------ STORED DATA ------

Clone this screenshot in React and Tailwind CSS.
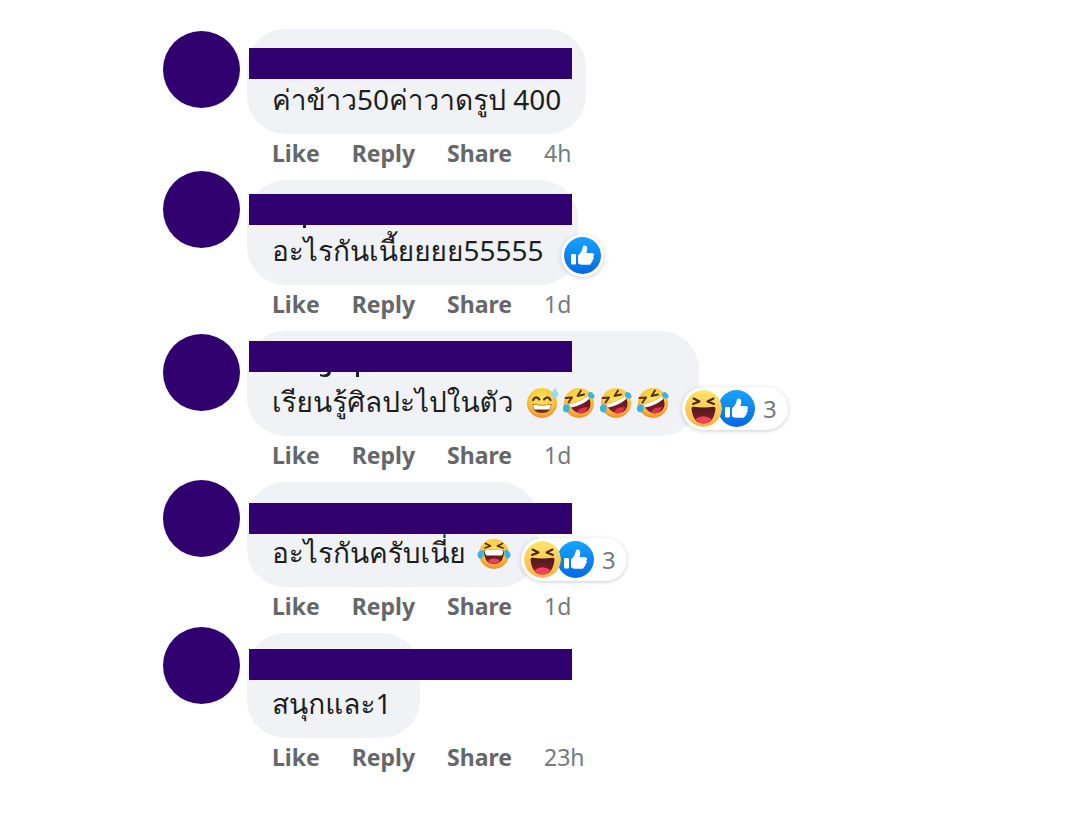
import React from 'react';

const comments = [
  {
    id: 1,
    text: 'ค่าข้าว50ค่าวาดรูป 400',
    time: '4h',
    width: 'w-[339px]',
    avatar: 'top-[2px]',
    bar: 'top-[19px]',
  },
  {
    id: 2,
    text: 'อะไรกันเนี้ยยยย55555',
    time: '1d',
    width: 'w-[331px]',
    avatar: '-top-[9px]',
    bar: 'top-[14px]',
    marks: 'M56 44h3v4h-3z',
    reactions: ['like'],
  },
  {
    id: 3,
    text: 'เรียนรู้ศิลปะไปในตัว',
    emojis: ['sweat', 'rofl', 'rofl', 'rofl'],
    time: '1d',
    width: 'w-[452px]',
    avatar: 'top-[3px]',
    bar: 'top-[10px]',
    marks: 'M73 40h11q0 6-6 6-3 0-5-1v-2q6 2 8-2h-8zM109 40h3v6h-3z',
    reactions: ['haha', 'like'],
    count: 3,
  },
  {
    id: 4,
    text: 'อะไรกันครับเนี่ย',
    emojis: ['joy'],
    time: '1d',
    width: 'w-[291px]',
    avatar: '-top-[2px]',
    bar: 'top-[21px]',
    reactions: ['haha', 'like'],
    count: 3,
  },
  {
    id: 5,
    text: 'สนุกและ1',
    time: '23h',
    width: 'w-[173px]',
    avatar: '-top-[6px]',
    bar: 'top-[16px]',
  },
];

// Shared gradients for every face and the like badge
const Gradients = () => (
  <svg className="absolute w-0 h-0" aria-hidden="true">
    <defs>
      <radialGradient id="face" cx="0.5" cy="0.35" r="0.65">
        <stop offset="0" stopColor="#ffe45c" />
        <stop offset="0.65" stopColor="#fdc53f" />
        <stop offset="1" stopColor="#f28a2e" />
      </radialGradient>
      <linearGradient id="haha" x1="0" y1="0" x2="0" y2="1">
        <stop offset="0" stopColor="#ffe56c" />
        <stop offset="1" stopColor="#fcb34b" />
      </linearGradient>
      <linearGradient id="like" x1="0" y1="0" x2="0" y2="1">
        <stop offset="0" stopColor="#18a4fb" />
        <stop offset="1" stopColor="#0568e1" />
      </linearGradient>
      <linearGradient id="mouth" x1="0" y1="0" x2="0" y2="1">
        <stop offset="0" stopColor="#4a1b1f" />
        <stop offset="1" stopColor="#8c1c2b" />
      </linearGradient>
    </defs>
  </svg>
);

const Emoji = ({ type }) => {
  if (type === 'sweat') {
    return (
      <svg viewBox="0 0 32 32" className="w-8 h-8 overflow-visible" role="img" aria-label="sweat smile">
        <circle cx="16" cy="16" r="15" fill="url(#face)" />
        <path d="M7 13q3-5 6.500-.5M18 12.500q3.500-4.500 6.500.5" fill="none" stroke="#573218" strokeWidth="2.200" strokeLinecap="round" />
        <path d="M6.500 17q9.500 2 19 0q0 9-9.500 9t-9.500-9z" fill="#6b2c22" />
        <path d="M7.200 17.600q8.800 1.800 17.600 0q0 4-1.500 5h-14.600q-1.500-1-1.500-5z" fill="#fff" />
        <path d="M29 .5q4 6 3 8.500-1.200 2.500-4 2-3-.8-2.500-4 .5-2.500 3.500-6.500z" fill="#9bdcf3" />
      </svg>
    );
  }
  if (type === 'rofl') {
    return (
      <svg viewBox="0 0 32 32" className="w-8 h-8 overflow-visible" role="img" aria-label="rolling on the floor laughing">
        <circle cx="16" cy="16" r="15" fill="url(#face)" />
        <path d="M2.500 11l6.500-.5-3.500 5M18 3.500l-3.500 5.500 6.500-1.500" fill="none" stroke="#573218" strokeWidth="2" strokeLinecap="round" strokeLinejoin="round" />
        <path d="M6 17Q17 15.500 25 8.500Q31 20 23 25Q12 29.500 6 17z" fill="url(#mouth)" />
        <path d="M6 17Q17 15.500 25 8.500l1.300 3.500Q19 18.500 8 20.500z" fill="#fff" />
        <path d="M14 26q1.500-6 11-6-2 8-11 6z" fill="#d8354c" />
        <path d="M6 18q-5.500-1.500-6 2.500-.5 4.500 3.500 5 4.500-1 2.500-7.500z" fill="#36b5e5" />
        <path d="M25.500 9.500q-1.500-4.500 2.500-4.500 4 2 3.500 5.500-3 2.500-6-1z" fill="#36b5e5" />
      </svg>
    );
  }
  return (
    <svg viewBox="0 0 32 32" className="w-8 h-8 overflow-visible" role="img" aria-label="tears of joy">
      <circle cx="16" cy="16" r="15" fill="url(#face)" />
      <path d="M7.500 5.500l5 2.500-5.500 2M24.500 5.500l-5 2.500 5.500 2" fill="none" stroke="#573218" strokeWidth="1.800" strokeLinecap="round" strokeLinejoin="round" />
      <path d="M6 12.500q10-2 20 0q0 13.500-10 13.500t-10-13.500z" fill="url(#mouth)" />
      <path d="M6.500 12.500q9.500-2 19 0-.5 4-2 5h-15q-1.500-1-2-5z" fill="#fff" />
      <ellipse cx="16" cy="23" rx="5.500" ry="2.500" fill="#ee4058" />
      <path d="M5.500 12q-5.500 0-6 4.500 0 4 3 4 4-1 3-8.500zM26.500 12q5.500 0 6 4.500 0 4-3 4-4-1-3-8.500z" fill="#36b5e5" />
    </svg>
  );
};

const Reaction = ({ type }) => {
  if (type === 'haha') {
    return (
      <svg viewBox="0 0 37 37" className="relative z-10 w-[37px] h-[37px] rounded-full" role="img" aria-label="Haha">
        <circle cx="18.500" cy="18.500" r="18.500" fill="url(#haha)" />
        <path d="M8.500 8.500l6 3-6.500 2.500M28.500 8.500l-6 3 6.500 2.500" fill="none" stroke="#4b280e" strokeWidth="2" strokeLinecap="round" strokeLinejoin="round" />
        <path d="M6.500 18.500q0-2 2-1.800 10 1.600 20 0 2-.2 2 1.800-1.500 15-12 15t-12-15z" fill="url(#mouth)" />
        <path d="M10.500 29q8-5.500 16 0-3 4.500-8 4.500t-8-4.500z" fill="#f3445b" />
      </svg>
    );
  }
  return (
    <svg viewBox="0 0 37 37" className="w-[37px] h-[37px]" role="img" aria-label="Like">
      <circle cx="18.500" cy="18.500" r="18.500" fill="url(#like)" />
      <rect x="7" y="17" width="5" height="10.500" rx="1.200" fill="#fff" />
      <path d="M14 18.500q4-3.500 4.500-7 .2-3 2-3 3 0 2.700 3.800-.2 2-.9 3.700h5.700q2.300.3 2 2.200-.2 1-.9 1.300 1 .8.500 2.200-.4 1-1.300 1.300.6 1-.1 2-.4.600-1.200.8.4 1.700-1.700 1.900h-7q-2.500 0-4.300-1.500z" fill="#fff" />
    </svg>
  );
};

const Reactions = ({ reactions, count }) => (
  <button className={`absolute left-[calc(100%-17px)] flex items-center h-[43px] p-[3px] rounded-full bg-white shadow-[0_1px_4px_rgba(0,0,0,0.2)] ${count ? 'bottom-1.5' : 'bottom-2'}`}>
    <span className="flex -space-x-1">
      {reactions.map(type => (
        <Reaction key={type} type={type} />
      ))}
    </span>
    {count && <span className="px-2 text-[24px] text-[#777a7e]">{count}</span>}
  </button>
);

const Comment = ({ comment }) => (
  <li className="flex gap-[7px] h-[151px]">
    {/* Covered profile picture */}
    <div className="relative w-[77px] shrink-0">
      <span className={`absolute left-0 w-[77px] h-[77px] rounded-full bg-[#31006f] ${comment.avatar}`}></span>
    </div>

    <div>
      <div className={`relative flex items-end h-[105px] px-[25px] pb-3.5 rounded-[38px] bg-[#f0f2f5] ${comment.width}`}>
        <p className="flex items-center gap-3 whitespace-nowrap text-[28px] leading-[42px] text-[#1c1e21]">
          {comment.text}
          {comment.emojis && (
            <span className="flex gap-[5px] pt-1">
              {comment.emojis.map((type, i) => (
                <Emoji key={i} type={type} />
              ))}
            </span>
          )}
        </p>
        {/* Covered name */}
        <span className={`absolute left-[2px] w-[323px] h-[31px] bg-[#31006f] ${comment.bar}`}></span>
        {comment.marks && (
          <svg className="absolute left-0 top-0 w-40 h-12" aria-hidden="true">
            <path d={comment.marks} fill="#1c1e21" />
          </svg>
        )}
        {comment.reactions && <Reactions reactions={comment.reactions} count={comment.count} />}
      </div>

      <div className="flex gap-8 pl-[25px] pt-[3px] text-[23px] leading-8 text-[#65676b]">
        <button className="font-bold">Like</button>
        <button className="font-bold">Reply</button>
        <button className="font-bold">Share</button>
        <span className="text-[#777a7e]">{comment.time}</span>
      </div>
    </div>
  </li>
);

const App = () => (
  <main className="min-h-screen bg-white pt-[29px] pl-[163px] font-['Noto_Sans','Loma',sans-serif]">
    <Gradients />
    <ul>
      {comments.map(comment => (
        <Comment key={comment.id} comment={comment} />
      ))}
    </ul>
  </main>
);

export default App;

------

## EXERCISE BRIEF
Take the lines from the start of the material to the line with "import React from 'react';", both included, and transcribe them exactly without the pictures.

## CORRECT RESPONSE
Clone this screenshot in React and Tailwind CSS.
import React from 'react';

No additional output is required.